In just a few weeks’ time, the great and the good of the global media and entertainment industry will convene at the RAI in Amsterdam for this year’s IBC. As usual, technology innovations and new business models will be on show, along with the usual presence of informative and influential speakers during the IBC Conference. And it’s already evident that products and services leveraging AI and generative AI are set to feature heavily this year.

Since this newsletter is dedicated to the companies that are to be found in the Content Everywhere zone housed in Hall 5, it seemed an opportune time to ask the exhibitors to reflect back over the period since the previous IBC in September 2023, and highlight some of the key industry trends that are affecting their businesses.

Martin-Sebelius_Accedo

Martin Sebelius, Accedo

As Martin Sebellius, CEO of Accedo Video Solutions, notes, the broadcast and media industry has faced an evolving array of challenges over the past twelve months.

“Consumers have continued to exercise caution over spending; providers are having to cater for an ever-growing number of devices and platforms; content acquisition costs are increasing; content rights management has become more complex; and the industry is moving at such a fast rate that video service providers need a high level of flexibility and scalability in their tech stack,” he says.

And that’s not all, Sebellius adds. “To remain competitive and to be successful, video service providers must also deliver a consistently excellent user experience which when you consider the many factors involved, is an incredibly complex challenge; providers must consider the interface, content, regional and cultural differences, age-related nuances, and the fact humans are complex and their needs and preferences change over time and also day-to-day,” he says.

The AI factor

Jane Sung, COO of Cinedeck, is not the only industry professional to point to the rapid evolution of AI in recent months.

Jane-Sung_Cinedeck

Jane Sung, Cinedeck

“It has been interesting to see reactions to this relatively new kid on the block, and how companies such as Cinedeck are starting to embrace it.

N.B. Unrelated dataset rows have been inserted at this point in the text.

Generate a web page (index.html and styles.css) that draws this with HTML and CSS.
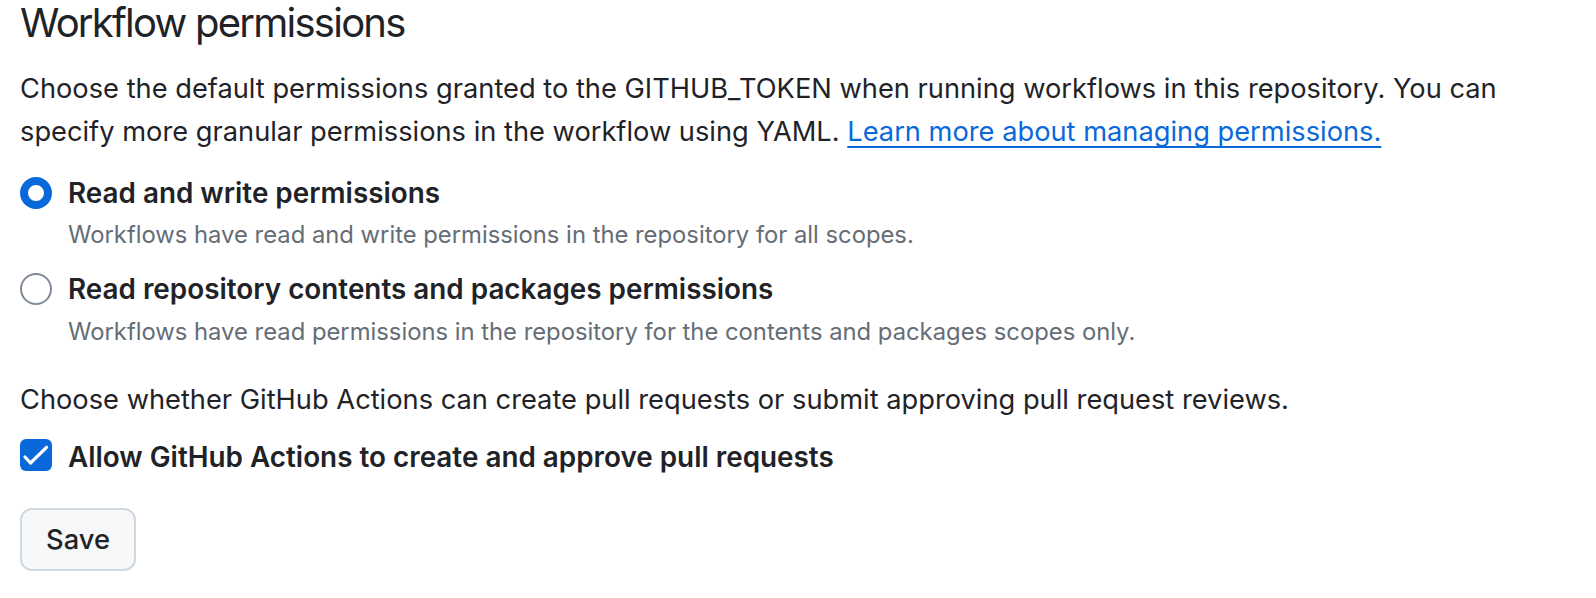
FILE: index.html
```html
<!DOCTYPE html>
<html lang="en">
<head>
<meta charset="utf-8">
<title>Workflow permissions</title>
<link rel="stylesheet" href="styles.css">
</head>
<body>
<main class="settings">
  <h2 class="heading">Workflow permissions</h2>
  <p class="lead">Choose the default permissions granted to the GITHUB_TOKEN when running workflows in this repository. You can specify more granular permissions in the workflow using YAML. <a class="link" href="#">Learn more about managing permissions.</a></p>

  <div class="choices">
    <label class="choice">
      <span class="radio radio-checked"></span>
      <span class="choice-body">
        <span class="choice-title">Read and write permissions</span>
        <span class="choice-note">Workflows have read and write permissions in the repository for all scopes.</span>
      </span>
    </label>
    <label class="choice">
      <span class="radio"></span>
      <span class="choice-body">
        <span class="choice-title">Read repository contents and packages permissions</span>
        <span class="choice-note">Workflows have read permissions in the repository for the contents and packages scopes only.</span>
      </span>
    </label>
  </div>

  <p class="lead second">Choose whether GitHub Actions can create pull requests or submit approving pull request reviews.</p>

  <label class="check-row">
    <span class="checkbox">
      <svg viewBox="0 0 32 32" width="32" height="32" aria-hidden="true"><path d="M5 18 L10.5 24 L26.5 8.3" fill="none" stroke="#ffffff" stroke-width="3.2" stroke-linecap="round" stroke-linejoin="round"/></svg>
    </span>
    <span class="choice-title">Allow GitHub Actions to create and approve pull requests</span>
  </label>

  <button class="btn" type="button">Save</button>
</main>
</body>
</html>
```
FILE: styles.css
```css
html, body {
  margin: 0;
  padding: 0;
  background: #ffffff;
}

body {
  font-family: Inter, "Liberation Sans", sans-serif;
  color: #1f2328;
}

.settings {
  padding: 0 20px;
  display: flex;
  flex-direction: column;
  align-items: flex-start;
}

.heading {
  margin: 0;
  font-size: 40px;
  font-weight: 400;
  line-height: 45px;
  letter-spacing: -1.75px;
  color: #1f2328;
}

.lead {
  margin: 23px 0 0;
  font-size: 27.25px;
  line-height: 42.5px;
  color: #1f2328;
}

.lead.second {
  margin-top: 29.5px;
  line-height: 42px;
}

.link {
  color: #0969da;
  text-decoration: underline;
  text-decoration-thickness: 2px;
  text-underline-offset: 4.5px;
  text-decoration-skip-ink: none;
}

.choices {
  margin-top: 18.5px;
  display: flex;
  flex-direction: column;
  gap: 14.5px;
}

.choice {
  display: flex;
  align-items: flex-start;
  gap: 16px;
}

.radio {
  flex: none;
  box-sizing: border-box;
  width: 32px;
  height: 32px;
  margin-top: 5px;
  border-radius: 50%;
  border: 2px solid #818b98;
  background: #ffffff;
}

.radio-checked {
  border: 8px solid #0969da;
}

.choice-body {
  display: flex;
  flex-direction: column;
}

.choice-title {
  font-size: 27.85px;
  line-height: 42px;
  font-weight: 600;
  color: #1f2328;
}

.choice-note {
  margin-top: 3.8px;
  font-size: 23.8px;
  line-height: 36px;
  color: #656d76;
}

.check-row {
  margin-top: 14.7px;
  display: flex;
  align-items: flex-start;
  gap: 16px;
}

.checkbox {
  flex: none;
  width: 32px;
  height: 32px;
  margin-top: 3.5px;
  border-radius: 6px;
  background: #0969da;
  display: flex;
}

.btn {
  margin-top: 30.3px;
  box-sizing: border-box;
  width: 116px;
  height: 63px;
  padding: 0 24px;
  border: 2px solid #d1d9e0;
  border-radius: 12px;
  background: #f6f8fa;
  color: #1f2328;
  font-family: Inter, "Liberation Sans", sans-serif;
  font-size: 27.3px;
  font-weight: 500;
  line-height: 40px;
}
```
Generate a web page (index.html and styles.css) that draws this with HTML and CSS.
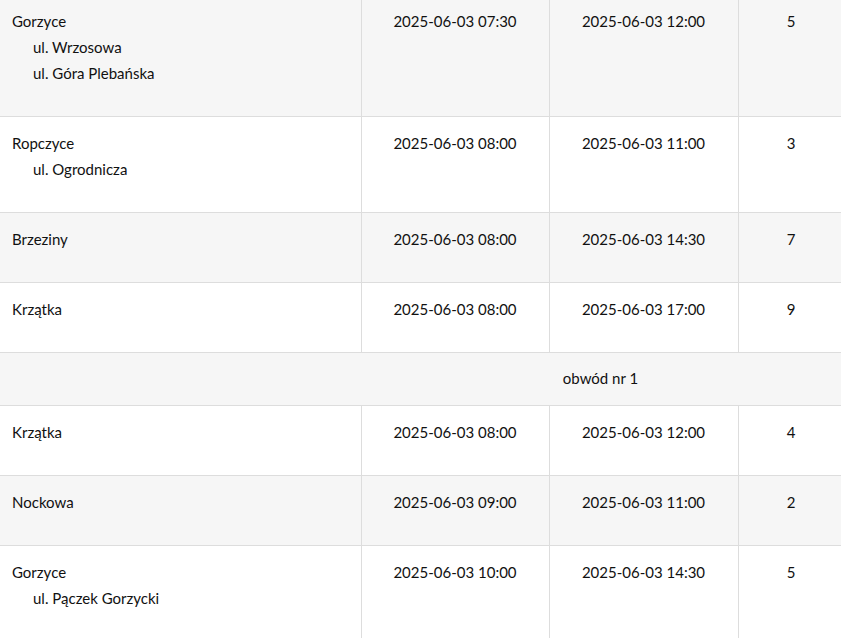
FILE: index.html
```html
<!DOCTYPE html>
<html lang="pl">
<head>
<meta charset="utf-8">
<link rel="stylesheet" href="styles.css">
</head>
<body>
<div class="wrap">
<table class="sched">
  <colgroup>
    <col class="c1"><col class="c2"><col class="c3"><col class="c4"><col class="c5">
  </colgroup>
  <tbody>
    <tr class="alt">
      <td class="place">Gorzyce<div class="street">ul. Wrzosowa</div><div class="street">ul. Góra Plebańska</div></td>
      <td>2025-06-03 07:30</td><td>2025-06-03 12:00</td><td>5</td><td></td>
    </tr>
    <tr>
      <td class="place">Ropczyce<div class="street">ul. Ogrodnicza</div></td>
      <td>2025-06-03 08:00</td><td>2025-06-03 11:00</td><td>3</td><td></td>
    </tr>
    <tr class="alt">
      <td class="place">Brzeziny</td>
      <td>2025-06-03 08:00</td><td>2025-06-03 14:30</td><td>7</td><td></td>
    </tr>
    <tr>
      <td class="place">Krzątka</td>
      <td>2025-06-03 08:00</td><td>2025-06-03 17:00</td><td>9</td><td></td>
    </tr>
    <tr class="group">
      <td colspan="5">obwód nr 1</td>
    </tr>
    <tr>
      <td class="place">Krzątka</td>
      <td>2025-06-03 08:00</td><td>2025-06-03 12:00</td><td>4</td><td></td>
    </tr>
    <tr class="alt">
      <td class="place">Nockowa</td>
      <td>2025-06-03 09:00</td><td>2025-06-03 11:00</td><td>2</td><td></td>
    </tr>
    <tr>
      <td class="place">Gorzyce<div class="street">ul. Pączek Gorzycki</div></td>
      <td>2025-06-03 10:00</td><td>2025-06-03 14:30</td><td>5</td><td></td>
    </tr>
  </tbody>
</table>
</div>
</body>
</html>
```
FILE: styles.css
```css
html, body {
  margin: 0;
  padding: 0;
  background: #ffffff;
  overflow: hidden;
}
.wrap {
  width: 841px;
  height: 638px;
  overflow: hidden;
}
.sched {
  margin-top: -6px;
  border-collapse: collapse;
  table-layout: fixed;
  width: 1202px;
  font-family: Lato, "Open Sans", sans-serif;
  font-size: 15px;
  line-height: 26px;
  color: #111111;
}
.c1 { width: 361px; }
.c2 { width: 188px; }
.c3 { width: 189px; }
.c4 { width: 106px; }
.sched td {
  border: 1px solid #dddddd;
  padding: 13px 12px 30px;
  text-align: center;
  vertical-align: top;
}
.sched td:first-child { border-left: none; }
.sched td.place { text-align: left; }
.street { padding-left: 21px; }
.sched tr.alt td,
.sched tr.group td { background: #f6f6f6; }
.sched tr.group td {
  padding: 12px 12px 14px;
}
```
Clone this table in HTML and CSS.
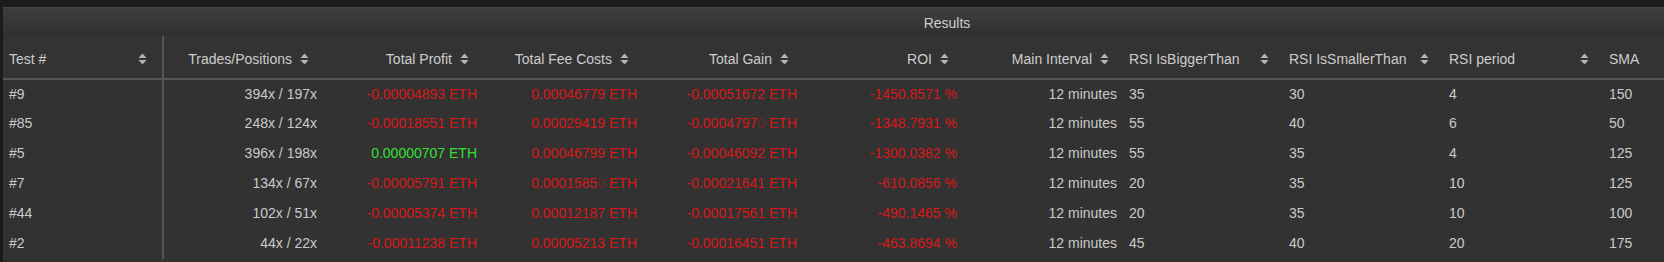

While it remains a small part of our offering currently, we do see its place in automation, having introduced AI to offer live AI captioning and translations, marking a new era in media production efficiency and accessibility,” Sung comments.

Narayanan Rajan, CEO of Media Excel, notes that each technology transformation for media workflows has brought its own unique challenges and opportunities, pointing to the transition from hardware to software, to all-IP systems, and from on-premises to the cloud. Each transition, he observes, has come with the significant promise and fulfilment of numerous benefits but also with some very real operational, organisational, and financial challenges.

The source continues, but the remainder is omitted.